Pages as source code
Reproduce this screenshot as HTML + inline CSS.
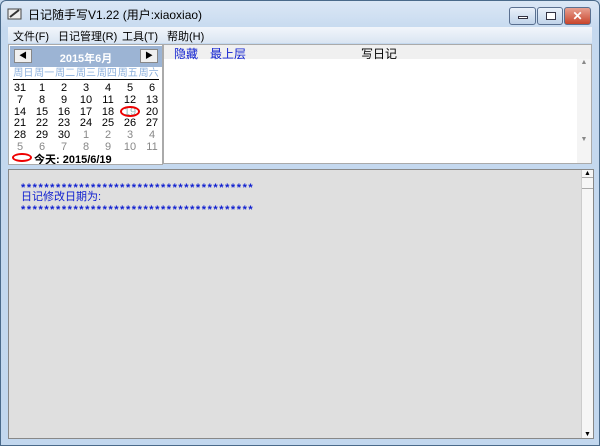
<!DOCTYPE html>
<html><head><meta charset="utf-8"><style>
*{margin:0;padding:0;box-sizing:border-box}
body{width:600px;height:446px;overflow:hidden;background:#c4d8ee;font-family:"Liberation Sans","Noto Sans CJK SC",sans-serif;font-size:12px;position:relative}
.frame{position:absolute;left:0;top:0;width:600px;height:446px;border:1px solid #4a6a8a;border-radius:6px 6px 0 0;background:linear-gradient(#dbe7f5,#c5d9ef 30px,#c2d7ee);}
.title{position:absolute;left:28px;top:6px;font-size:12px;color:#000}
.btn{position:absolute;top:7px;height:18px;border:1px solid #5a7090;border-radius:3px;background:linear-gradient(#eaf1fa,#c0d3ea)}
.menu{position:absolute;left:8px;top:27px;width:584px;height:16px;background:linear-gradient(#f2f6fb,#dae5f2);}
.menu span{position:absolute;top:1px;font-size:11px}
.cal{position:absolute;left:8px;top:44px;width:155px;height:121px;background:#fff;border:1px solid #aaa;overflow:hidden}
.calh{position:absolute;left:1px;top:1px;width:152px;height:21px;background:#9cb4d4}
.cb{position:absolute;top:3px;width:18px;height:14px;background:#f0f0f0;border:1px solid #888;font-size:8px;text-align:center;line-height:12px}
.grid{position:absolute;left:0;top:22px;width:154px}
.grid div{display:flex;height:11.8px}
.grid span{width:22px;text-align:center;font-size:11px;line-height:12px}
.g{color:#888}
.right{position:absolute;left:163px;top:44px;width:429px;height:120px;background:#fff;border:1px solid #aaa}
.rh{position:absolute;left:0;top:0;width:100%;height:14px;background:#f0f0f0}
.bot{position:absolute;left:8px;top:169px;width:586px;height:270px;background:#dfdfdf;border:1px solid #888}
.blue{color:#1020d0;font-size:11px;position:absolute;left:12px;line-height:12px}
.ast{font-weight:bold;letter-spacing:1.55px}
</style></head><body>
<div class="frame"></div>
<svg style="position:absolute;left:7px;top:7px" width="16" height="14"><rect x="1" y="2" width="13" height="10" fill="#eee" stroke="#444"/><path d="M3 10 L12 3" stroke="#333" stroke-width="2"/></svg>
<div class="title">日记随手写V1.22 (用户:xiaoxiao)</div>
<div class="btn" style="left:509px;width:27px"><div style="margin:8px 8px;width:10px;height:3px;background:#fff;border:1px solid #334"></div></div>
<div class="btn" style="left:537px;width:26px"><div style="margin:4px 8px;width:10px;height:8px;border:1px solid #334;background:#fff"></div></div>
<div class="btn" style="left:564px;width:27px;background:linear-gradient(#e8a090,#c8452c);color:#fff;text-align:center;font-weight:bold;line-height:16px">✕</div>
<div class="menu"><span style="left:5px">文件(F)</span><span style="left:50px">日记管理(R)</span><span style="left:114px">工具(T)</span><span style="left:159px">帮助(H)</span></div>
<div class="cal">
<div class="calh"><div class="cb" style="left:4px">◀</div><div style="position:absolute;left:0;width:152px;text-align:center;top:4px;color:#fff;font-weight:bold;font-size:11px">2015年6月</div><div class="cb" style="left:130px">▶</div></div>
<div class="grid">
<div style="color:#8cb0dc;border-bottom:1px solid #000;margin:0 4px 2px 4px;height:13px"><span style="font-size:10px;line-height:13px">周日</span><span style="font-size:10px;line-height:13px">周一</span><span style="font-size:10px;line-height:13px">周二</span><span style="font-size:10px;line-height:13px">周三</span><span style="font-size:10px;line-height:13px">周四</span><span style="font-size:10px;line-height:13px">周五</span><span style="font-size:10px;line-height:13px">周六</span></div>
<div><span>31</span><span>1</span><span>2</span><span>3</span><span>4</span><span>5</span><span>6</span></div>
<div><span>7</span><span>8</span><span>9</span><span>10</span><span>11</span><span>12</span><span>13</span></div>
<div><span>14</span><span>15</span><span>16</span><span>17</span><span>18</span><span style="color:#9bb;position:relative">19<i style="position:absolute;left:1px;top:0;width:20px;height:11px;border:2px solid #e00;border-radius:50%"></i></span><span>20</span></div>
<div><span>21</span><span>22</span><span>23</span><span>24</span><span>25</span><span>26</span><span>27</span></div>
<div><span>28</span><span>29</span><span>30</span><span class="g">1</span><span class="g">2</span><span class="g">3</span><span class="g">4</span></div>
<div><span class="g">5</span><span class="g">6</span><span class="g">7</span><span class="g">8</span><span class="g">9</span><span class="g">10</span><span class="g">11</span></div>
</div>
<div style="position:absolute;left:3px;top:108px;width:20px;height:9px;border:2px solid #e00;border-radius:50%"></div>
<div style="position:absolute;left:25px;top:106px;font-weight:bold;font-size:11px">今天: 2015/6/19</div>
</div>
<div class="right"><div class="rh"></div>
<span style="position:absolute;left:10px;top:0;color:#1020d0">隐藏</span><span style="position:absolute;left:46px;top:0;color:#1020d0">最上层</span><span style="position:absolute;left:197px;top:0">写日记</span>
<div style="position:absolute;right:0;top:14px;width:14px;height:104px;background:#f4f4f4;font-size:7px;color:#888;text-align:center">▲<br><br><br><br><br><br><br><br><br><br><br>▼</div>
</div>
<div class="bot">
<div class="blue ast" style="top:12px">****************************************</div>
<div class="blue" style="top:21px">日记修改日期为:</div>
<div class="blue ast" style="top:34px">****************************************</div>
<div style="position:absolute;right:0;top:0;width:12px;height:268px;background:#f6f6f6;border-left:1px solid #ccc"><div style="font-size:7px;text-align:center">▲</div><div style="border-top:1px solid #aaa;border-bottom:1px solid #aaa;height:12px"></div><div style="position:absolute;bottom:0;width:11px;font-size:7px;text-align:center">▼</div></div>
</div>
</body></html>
==
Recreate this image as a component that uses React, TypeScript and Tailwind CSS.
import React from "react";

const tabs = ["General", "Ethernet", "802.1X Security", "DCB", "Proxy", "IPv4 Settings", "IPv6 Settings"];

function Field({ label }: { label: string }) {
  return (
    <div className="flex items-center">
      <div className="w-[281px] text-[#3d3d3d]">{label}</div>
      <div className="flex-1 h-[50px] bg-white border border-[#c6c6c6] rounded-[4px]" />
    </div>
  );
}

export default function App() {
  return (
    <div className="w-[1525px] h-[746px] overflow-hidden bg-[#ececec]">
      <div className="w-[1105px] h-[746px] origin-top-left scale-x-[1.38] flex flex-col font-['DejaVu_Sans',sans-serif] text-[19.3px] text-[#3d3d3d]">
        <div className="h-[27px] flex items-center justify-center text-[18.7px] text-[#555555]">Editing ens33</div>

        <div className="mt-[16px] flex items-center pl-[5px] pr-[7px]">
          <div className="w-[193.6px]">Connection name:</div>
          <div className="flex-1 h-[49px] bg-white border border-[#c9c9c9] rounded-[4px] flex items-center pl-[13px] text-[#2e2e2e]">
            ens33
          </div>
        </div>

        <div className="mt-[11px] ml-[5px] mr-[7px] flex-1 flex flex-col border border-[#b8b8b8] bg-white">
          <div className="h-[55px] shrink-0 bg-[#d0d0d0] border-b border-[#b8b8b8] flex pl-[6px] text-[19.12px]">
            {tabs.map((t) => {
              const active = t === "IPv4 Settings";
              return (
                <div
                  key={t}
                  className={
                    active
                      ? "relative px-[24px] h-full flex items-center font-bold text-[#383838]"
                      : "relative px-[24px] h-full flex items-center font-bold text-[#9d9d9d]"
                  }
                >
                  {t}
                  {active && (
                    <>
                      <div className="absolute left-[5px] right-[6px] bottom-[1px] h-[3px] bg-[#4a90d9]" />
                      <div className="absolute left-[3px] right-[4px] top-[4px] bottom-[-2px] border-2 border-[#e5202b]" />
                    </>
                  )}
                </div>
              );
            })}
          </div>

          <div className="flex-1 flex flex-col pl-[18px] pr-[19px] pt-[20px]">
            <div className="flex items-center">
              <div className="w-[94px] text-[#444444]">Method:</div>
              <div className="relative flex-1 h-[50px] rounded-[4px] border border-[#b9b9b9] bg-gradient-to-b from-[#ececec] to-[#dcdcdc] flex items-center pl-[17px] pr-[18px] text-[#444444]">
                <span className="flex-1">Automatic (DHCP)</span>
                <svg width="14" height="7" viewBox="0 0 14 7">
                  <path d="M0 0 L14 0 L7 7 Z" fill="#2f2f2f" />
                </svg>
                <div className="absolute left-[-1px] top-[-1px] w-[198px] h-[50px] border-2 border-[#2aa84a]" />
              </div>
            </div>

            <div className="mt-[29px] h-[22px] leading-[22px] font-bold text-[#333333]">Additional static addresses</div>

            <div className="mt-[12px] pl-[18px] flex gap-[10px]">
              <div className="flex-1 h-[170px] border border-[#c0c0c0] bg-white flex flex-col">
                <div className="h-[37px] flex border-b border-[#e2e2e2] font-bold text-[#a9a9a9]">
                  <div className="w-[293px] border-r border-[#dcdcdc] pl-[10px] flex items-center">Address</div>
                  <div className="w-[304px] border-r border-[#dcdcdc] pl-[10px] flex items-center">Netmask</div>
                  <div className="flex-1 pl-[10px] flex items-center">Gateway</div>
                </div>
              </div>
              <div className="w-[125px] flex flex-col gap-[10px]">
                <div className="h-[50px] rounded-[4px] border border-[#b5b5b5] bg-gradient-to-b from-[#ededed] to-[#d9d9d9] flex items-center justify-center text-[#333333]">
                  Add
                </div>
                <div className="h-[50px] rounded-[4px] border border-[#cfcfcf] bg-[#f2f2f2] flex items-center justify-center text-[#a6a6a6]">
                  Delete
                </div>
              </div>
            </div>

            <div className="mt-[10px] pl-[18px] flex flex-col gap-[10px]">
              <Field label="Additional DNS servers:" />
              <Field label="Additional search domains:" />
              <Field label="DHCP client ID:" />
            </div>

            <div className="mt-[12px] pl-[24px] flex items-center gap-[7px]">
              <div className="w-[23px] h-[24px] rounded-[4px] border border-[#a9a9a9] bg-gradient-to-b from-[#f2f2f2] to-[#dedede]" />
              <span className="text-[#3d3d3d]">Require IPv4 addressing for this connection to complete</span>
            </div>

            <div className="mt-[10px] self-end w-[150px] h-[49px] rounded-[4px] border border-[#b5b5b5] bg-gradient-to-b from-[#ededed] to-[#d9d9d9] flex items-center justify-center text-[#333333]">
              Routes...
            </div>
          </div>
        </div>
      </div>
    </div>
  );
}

Exercise instructions: In the records above, locate every line with the string "this" and copy it.

Exercise result:
Reproduce this screenshot as HTML + inline CSS.
Recreate this image as a component that uses React, TypeScript and Tailwind CSS.
              <span className="text-[#3d3d3d]">Require IPv4 addressing for this connection to complete</span>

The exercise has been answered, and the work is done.